German actor (born 1976)

Christian Harting (born 1976 in East Berlin, GDR) is a German actor and physician.

==Life and career==
Christian Harting studied medical science at FU Berlin. After graduation he took acting lessons with Michael Peter and Christine Kostropetsch and since 2010 he has appeared in feature films and TV series in supporting roles as well as leading roles in numerous short films. He is best known for his roles in the two feature films of Hungarian director László Nemes, SS-officer Busch in Son of Saul and Viennese aristocrat Otto von König in Sunset. Son of Saul won the Grand Prix as well as the FIPRESCI Prize at the Cannes Film Festival 2015 and was awarded with a Golden Globe and an Academy Award for Best foreign language film in 2016. Sunset won the FIPRESCI Prize at the Venice Film Festival 2018. In the autumn of 2025, Harting worked with the director for the third time, playing Harry Steingritt, SD-officer and deputy of Klaus Barbie, in Moulin, László Nemes' first French-language film. The film had its world premiere at the main competition of the 2026 Cannes Film Festival on 17 May and is expected to be released in France by Studio TF1 on 28 October 2026.

== Filmography ==
- 2010: Dr. Ketel (Feature film directed by Linus de Paoli)
- 2012: The Lost (Feature film directed by Reynold Reynolds)

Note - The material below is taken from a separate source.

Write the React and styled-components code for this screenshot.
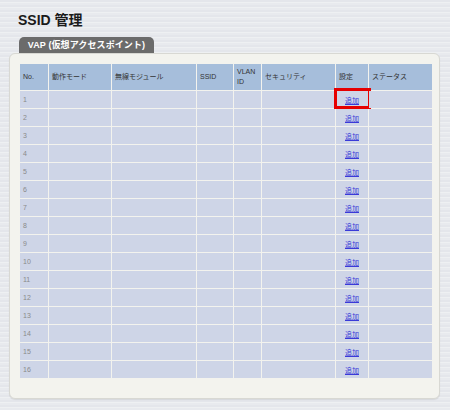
import React from "react";
import styled, { createGlobalStyle } from "styled-components";

const GlobalStyle = createGlobalStyle`
  html, body {
    margin: 0;
    padding: 0;
  }
  body {
    width: 450px;
    height: 410px;
    overflow: hidden;
    font-family: "Liberation Sans", "Noto Sans CJK JP", sans-serif;
    background-color: #e7e9ed;
    background-image: repeating-linear-gradient(
      180deg,
      #e4e6eb 0px,
      #e4e6eb 2px,
      #eef0f2 2px,
      #eef0f2 3px,
      #e8eaee 3px,
      #e8eaee 5px
    );
  }
`;

// STYLED COMPONENTS
const Page = styled.div`
  padding: 10px 10px 0 9px;
`;

const Title = styled.h1`
  margin: 0 0 0 9px;
  font-size: 14px;
  line-height: 20px;
  font-weight: bold;
  color: #1a1a1a;
`;

const TabBar = styled.div`
  display: flex;
  padding-left: 10px;
  margin-top: 7px;
`;

const Tab = styled.div`
  width: 135px;
  height: 16px;
  box-sizing: border-box;
  background: #6b6b6b;
  border-radius: 5px 5px 0 0;
  color: #fff;
  font-size: 9px;
  font-weight: bold;
  line-height: 16px;
  text-align: center;
  letter-spacing: 0.1px;
`;

const Panel = styled.div`
  width: 431px;
  box-sizing: border-box;
  background: #f3f3ee;
  border: 1px solid #d8d8d3;
  border-radius: 6px;
  box-shadow: 0 1px 1px rgba(0, 0, 0, 0.08);
  padding: 9px 8px 19px 9px;
`;

const Table = styled.table`
  border-collapse: separate;
  border-spacing: 1px;
  table-layout: fixed;
  width: 414px;
  font-size: 7px;
`;

const HeadCell = styled.th`
  height: 26px;
  padding: 0 3px;
  background: #a6bedb;
  color: #333;
  font-weight: normal;
  text-align: left;
  vertical-align: middle;
  line-height: 10px;
`;

const Cell = styled.td`
  height: 17px;
  padding: 0 3px;
  background: #ced5e7;
  color: #8a8a8a;
  vertical-align: middle;
  text-align: ${(p) => (p.$center ? "center" : "left")};
  position: relative;
`;

const AddLink = styled.a`
  color: #3a3ad8;
  text-decoration: underline;
  cursor: pointer;
`;

const Highlight = styled.span`
  position: absolute;
  top: -3px;
  left: -2px;
  right: -3px;
  bottom: -1px;
  border: 3px solid #e60000;
  pointer-events: none;
`;

const columns = [
  { label: "No.", width: 28 },
  { label: "動作モード", width: 62 },
  { label: "無線モジュール", width: 84 },
  { label: "SSID", width: 36 },
  { label: "VLAN ID", width: 27 },
  { label: "セキュリティ", width: 73 },
  { label: "設定", width: 32 },
  { label: "ステータス", width: 63 },
];

const rows = Array.from({ length: 16 }, (_, i) => i + 1);

export default function App() {
  return (
    <>
      <GlobalStyle />
      <Page>
        <Title>SSID 管理</Title>
        <TabBar>
          <Tab>VAP (仮想アクセスポイント)</Tab>
        </TabBar>
        <Panel>
          <Table>
            <colgroup>
              {columns.map((c) => (
                <col key={c.label} style={{ width: c.width }} />
              ))}
            </colgroup>
            <thead>
              <tr>
                {columns.map((c) => (
                  <HeadCell key={c.label}>{c.label}</HeadCell>
                ))}
              </tr>
            </thead>
            <tbody>
              {rows.map((n) => (
                <tr key={n}>
                  <Cell>{n}</Cell>
                  <Cell />
                  <Cell />
                  <Cell />
                  <Cell />
                  <Cell />
                  <Cell $center>
                    <AddLink>追加</AddLink>
                    {n === 1 && <Highlight />}
                  </Cell>
                  <Cell />
                </tr>
              ))}
            </tbody>
          </Table>
        </Panel>
      </Page>
    </>
  );
}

- 2012: Shores of Hope (Feature film directed by Toke C. Hebbeln)
- 2013: WESPEN – Les guêpes (Short film directed by Hannibal Tourette)

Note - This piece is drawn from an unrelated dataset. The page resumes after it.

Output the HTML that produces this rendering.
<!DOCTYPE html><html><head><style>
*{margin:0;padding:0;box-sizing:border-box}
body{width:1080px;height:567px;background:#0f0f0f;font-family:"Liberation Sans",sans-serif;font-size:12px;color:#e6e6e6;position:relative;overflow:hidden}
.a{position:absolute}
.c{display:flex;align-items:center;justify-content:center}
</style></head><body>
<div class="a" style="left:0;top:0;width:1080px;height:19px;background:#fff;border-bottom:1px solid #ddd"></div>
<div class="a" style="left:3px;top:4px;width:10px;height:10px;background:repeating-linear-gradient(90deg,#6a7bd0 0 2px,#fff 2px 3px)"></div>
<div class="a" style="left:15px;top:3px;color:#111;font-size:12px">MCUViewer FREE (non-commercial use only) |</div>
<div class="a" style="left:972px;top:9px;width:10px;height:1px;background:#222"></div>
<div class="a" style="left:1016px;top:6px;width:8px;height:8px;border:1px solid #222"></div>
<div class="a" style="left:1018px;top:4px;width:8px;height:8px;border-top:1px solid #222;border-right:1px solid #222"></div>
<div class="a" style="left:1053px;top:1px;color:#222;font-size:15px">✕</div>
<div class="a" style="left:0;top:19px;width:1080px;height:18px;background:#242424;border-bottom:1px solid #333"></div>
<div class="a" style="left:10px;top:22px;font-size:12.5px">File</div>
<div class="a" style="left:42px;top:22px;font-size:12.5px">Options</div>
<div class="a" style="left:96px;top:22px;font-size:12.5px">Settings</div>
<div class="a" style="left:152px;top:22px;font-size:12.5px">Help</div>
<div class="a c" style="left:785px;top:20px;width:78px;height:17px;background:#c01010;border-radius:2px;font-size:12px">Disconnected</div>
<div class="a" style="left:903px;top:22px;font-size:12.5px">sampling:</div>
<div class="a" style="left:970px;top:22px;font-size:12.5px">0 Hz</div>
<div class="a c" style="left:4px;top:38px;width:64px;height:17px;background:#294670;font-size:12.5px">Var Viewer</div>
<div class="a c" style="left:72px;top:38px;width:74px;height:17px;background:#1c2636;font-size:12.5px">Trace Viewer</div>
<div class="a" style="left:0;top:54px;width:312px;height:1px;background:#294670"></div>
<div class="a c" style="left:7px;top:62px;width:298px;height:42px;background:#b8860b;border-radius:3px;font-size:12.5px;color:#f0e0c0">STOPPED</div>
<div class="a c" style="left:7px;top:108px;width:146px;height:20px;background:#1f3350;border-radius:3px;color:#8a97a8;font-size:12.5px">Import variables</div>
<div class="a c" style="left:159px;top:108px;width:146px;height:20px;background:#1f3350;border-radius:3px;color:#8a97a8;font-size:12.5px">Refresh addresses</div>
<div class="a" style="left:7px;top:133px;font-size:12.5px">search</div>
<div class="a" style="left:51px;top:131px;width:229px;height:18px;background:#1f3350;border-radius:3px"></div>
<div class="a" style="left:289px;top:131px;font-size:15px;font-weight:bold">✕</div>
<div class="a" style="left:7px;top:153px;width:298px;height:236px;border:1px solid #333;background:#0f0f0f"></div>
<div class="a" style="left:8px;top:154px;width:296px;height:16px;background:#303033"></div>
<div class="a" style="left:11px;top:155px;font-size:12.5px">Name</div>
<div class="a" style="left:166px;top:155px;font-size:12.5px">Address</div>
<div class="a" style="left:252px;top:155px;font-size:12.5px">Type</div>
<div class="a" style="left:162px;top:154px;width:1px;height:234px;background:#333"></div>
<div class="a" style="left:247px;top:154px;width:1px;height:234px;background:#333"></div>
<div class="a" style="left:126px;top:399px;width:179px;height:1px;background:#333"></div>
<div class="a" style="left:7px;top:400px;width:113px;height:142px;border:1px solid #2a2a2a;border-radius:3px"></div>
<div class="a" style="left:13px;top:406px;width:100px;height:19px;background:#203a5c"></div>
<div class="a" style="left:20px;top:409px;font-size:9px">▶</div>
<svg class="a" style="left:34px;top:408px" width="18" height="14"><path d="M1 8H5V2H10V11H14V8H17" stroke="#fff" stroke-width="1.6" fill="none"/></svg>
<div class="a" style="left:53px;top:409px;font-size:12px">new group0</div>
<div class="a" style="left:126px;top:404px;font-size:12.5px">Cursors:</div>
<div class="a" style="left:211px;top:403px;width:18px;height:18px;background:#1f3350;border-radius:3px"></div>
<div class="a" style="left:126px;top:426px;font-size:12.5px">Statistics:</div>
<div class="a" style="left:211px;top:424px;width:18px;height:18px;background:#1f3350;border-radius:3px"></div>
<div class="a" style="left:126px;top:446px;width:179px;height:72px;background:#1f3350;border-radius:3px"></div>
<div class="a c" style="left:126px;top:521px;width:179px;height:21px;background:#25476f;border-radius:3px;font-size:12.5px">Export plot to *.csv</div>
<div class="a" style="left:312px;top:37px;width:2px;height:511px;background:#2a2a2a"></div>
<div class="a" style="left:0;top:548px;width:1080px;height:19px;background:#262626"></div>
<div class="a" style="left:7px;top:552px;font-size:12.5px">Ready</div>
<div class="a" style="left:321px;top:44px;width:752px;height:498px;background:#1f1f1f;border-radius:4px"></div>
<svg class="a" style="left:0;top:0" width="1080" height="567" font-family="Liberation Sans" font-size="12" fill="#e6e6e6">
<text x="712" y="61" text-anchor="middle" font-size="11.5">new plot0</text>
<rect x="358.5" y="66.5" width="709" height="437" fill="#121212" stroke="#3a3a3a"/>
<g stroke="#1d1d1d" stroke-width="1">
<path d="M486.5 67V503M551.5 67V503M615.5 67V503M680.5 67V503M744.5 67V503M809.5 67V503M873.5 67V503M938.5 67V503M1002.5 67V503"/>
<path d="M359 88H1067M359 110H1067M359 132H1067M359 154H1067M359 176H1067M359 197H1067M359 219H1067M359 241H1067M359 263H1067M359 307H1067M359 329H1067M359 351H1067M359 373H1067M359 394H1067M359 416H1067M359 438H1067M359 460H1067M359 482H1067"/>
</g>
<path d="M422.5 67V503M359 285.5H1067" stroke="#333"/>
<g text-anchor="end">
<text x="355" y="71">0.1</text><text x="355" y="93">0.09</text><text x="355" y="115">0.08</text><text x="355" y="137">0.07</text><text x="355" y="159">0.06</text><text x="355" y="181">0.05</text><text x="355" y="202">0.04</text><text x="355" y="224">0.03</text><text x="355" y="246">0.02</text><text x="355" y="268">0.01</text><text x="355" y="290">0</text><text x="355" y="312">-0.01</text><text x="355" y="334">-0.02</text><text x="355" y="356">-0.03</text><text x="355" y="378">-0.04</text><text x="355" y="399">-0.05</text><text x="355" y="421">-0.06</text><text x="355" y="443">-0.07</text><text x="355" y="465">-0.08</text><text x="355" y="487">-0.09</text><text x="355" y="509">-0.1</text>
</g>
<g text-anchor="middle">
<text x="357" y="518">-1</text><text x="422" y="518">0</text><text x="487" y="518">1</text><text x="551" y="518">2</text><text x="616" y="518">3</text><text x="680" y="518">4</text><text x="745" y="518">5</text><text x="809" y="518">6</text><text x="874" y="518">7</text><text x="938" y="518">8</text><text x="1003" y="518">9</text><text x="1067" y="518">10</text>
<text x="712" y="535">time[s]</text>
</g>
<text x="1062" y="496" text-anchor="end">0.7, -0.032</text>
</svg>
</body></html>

- 2013: About:Kate (Arte-TV-series directed by Janna Maria Nandzik)
- 2014: Fiddlesticks (Feature film directed by Veit Helmer)

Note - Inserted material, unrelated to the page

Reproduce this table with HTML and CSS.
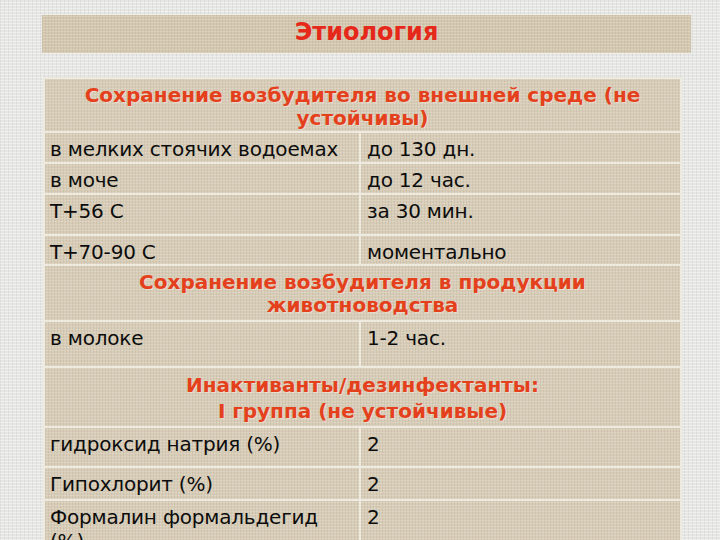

- 2015: Son of Saul (Feature film directed by László Nemes)
- 2016: Courage (Short film directed by Jean-Luc Julien)
- 2017: White City (Short film directed by Dani Gal)
- 2018: Datsche (Feature film directed by Lara Hewitt)
- 2018: Sunset (Feature film directed by László Nemes)
- 2021: A Father's Job (Short film directed by Frank Christian Wagner)
- 2023: Black Box (Feature film directed by Aslı Özge)
- 2023: Bonn – Alte Freunde, neue Feinde (TV-series directed by Claudia Garde)
- 2023: Nuremberg (Feature film directed by Nikolai Lebedev)
- 2024: After the Evil (Documentary directed by Tamara Erde)
- 2026: Moulin (Feature film directed by László Nemes)

== Awards ==
In 2017 Harting was nominated as Best Lead Actor in a Foreign Language Film at International Filmmaker Festival of World Cinema BERLIN for the short film Courage. For his title role in the short film A Father's Job he was winning awards as Best Actor in 2021 at the Actor's Awards Los Angeles and the Indie Shorts Awards Cannes.